FONFARA POKRZYŻOWAŁ PLANY BRYTYJCZYKOM

Redakcja, @EddieHearn

2015-04-19

Odniesionym nad ranem zwycięstwem Andrzej Fonfara (27-3, 16 KO) pokrzyżował plany wielu ludziom. Przede wszystkim Eddie'emu Hearnowi, który liczył, że uda się niebawem doprowadzić do bardzo intratnej walki pomiędzy Carlem Frochem (33-2, 24 KO) a Julio Cesarem Chavezem Jr (48-2-1, 32 KO).

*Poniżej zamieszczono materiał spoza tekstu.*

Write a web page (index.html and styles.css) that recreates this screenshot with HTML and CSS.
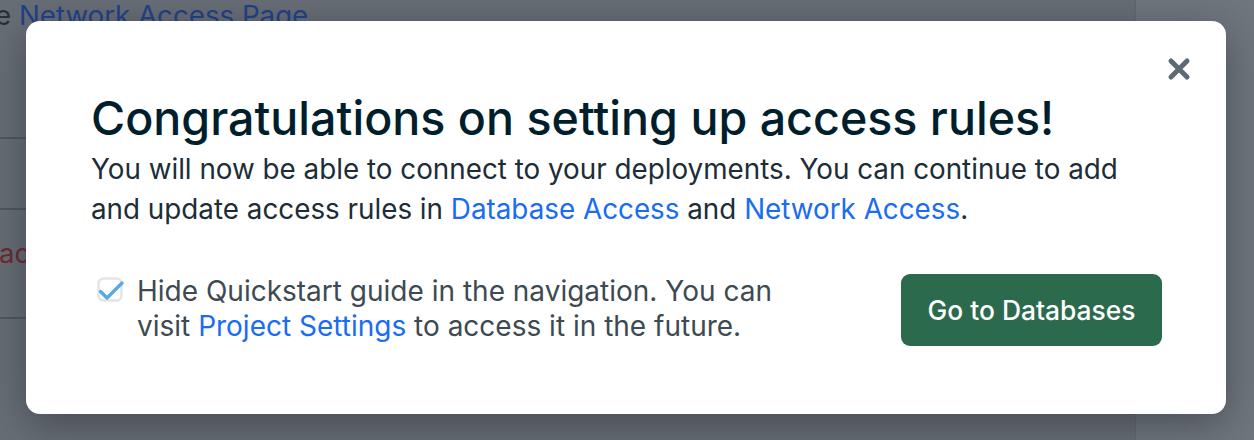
FILE: index.html
```html
<!DOCTYPE html>
<html lang="en">
<head>
<meta charset="utf-8">
<title>Congratulations</title>
<link rel="stylesheet" href="styles.css">
</head>
<body>
<div class="page">
  <main class="main">
    <p class="crumb"><span class="crumb-dark">e</span> <span class="crumb-link">Network Access Page</span></p>
    <div class="rule rule-1"></div>
    <div class="rule rule-2"></div>
    <p class="warn">ady</p>
    <div class="rule rule-3"></div>
  </main>
  <aside class="side"></aside>
</div>

<div class="modal" role="dialog" aria-labelledby="modal-title">
  <button class="close" type="button" aria-label="Close">
    <svg viewBox="0 0 24 24" width="24" height="24" aria-hidden="true">
      <path d="M4 4 L20 20 M20 4 L4 20" stroke="#5c6b73" stroke-width="5" stroke-linecap="round" fill="none"/>
    </svg>
  </button>
  <h1 id="modal-title" class="title">Congratulations on setting up access rules!</h1>
  <p class="body">You will now be able to connect to your deployments. You can continue to add and update access rules in <a class="link" href="#">Database Access</a> and <a class="link" href="#">Network Access</a>.</p>
  <div class="footer">
    <label class="check">
      <span class="check-box">
        <svg viewBox="0 0 30 30" width="30" height="30" aria-hidden="true">
          <rect x="1.5" y="1.5" width="23" height="22" rx="5" fill="none" stroke="#e2e5e6" stroke-width="2.5"/>
          <path d="M3.5 14.5 L10 21 L25 6" stroke="#5aa9e6" stroke-width="3.4" stroke-linecap="round" stroke-linejoin="round" fill="none"/>
        </svg>
      </span>
      <span class="check-text">Hide Quickstart guide in the navigation. You can visit <a class="link" href="#">Project Settings</a> to access it in the future.</span>
    </label>
    <button class="primary" type="button">Go to Databases</button>
  </div>
</div>
</body>
</html>
```
FILE: styles.css
```css
* { box-sizing: border-box; }
html, body { margin: 0; padding: 0; }
body {
  width: 1254px;
  height: 440px;
  overflow: hidden;
  font-family: "Inter", "Liberation Sans", sans-serif;
  background: #70767e;
  position: relative;
}
.page {
  display: flex;
  height: 440px;
}
.main {
  width: 1136px;
  height: 440px;
  background: #686e76;
  border-right: 1px solid #62686f;
  overflow: hidden;
}
.side { flex: 1; }
.crumb {
  margin: -1px 0 0 -5px;
  font-size: 27.7px;
  line-height: 32px;
  white-space: nowrap;
}
.crumb-dark { color: #2c3137; }
.crumb-link { color: #21418a; }
.rule {
  height: 2px;
  background: #51575e;
}
.rule-1 { margin-top: 106px; }
.rule-2 { margin-top: 69px; }
.warn {
  margin: 27px 0 0 -1px;
  font-size: 27.7px;
  line-height: 32px;
  color: #6e2a2f;
}
.rule-3 { margin-top: 48px; }

.modal {
  position: absolute;
  left: 26px;
  top: 21px;
  width: 1200px;
  padding: 71px 64px 68px 65px;
  background: #fff;
  border-radius: 14px;
  box-shadow: 0 10px 40px rgba(25, 30, 36, 0.45);
}
.close {
  position: absolute;
  right: 35px;
  top: 36px;
  width: 24px;
  height: 24px;
  padding: 0;
  border: 0;
  background: none;
  cursor: pointer;
}
.close svg { display: block; }
.title {
  margin: 0;
  font-size: 46.6px;
  line-height: 52px;
  font-weight: 500;
  color: #001e2b;
}
.body {
  margin: 5px 0 0 0;
  max-width: 1050px;
  font-size: 27.8px;
  line-height: 40px;
  color: #1c2d38;
}
.link {
  color: #1a6cf3;
  text-decoration: none;
}
.footer {
  margin-top: 45px;
  display: flex;
  justify-content: space-between;
  align-items: flex-start;
}
.check {
  display: flex;
  align-items: flex-start;
}
.check-box {
  width: 46px;
  flex: none;
  padding: 3px 0 0 6px;
}
.check-box svg { display: block; }
.check-text {
  width: 660px;
  font-size: 28px;
  line-height: 35px;
  color: #3d4a52;
}
.primary {
  width: 261px;
  height: 72px;
  border: 0;
  border-radius: 9px;
  background: #2c6a4e;
  color: #fff;
  font-family: "Inter", "Liberation Sans", sans-serif;
  font-size: 26.4px;
  font-weight: 500;
  cursor: pointer;
}
```
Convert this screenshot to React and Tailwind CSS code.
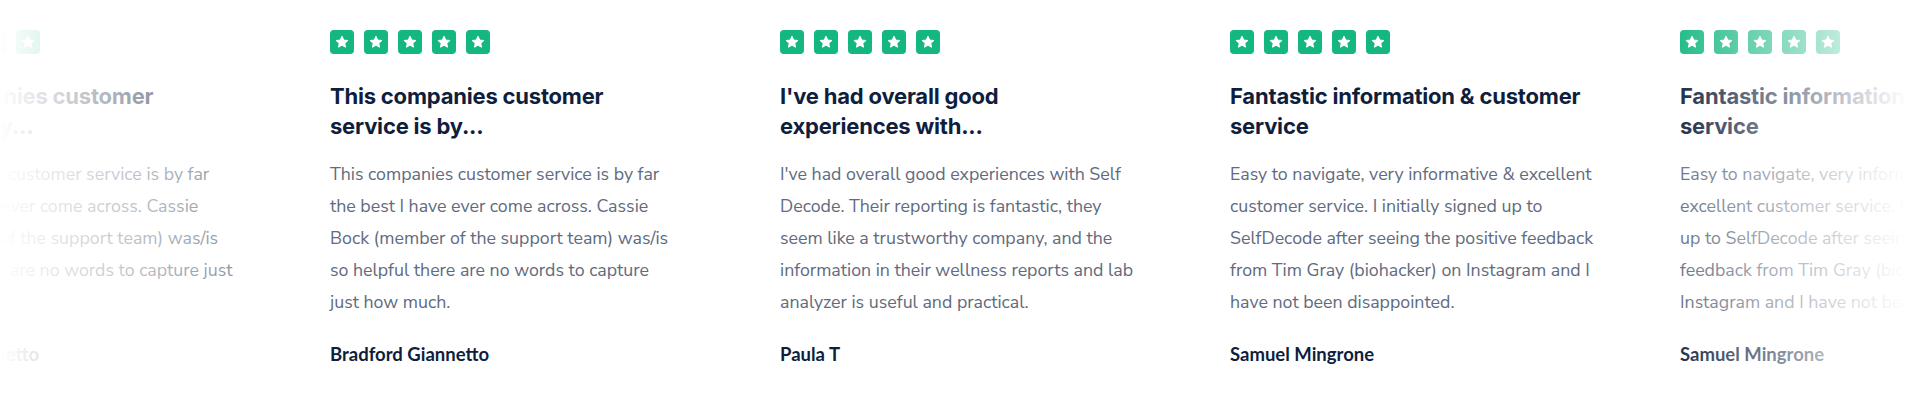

O pojedynku tym mówiło się od miesięcy. Pierwotnie wydawało się, że to właśnie Brytyjczyk będzie rywalem Meksykanina w pierwszej walce po dłuższej przerwie, ale z powodu kontuzji musiał przełożyć swój start. W tej sytuacji Chavez postanowił zaboksować z Fonfarą, a z "Kobrą" w późniejszym terminie.

Teraz, kiedy Polak dopisał do rekordu Meksykanina kolejną porażkę, temat jest już nieaktualny. - Pozamiatane. Ta opcja jest już całkowicie zamknięta - napisał na Twitterze promujący Frocha Hearn.

Brytyjczyk ostatnią walkę stoczył w maju ubiegłego roku. Wobec porażki Chaveza jego najbardziej prawdopodobnym kolejnym rywalem wydaje się być Andre Ward (27-0, 14 KO), który kolejny występ ma zaplanowany na 20 czerwca w Oakland.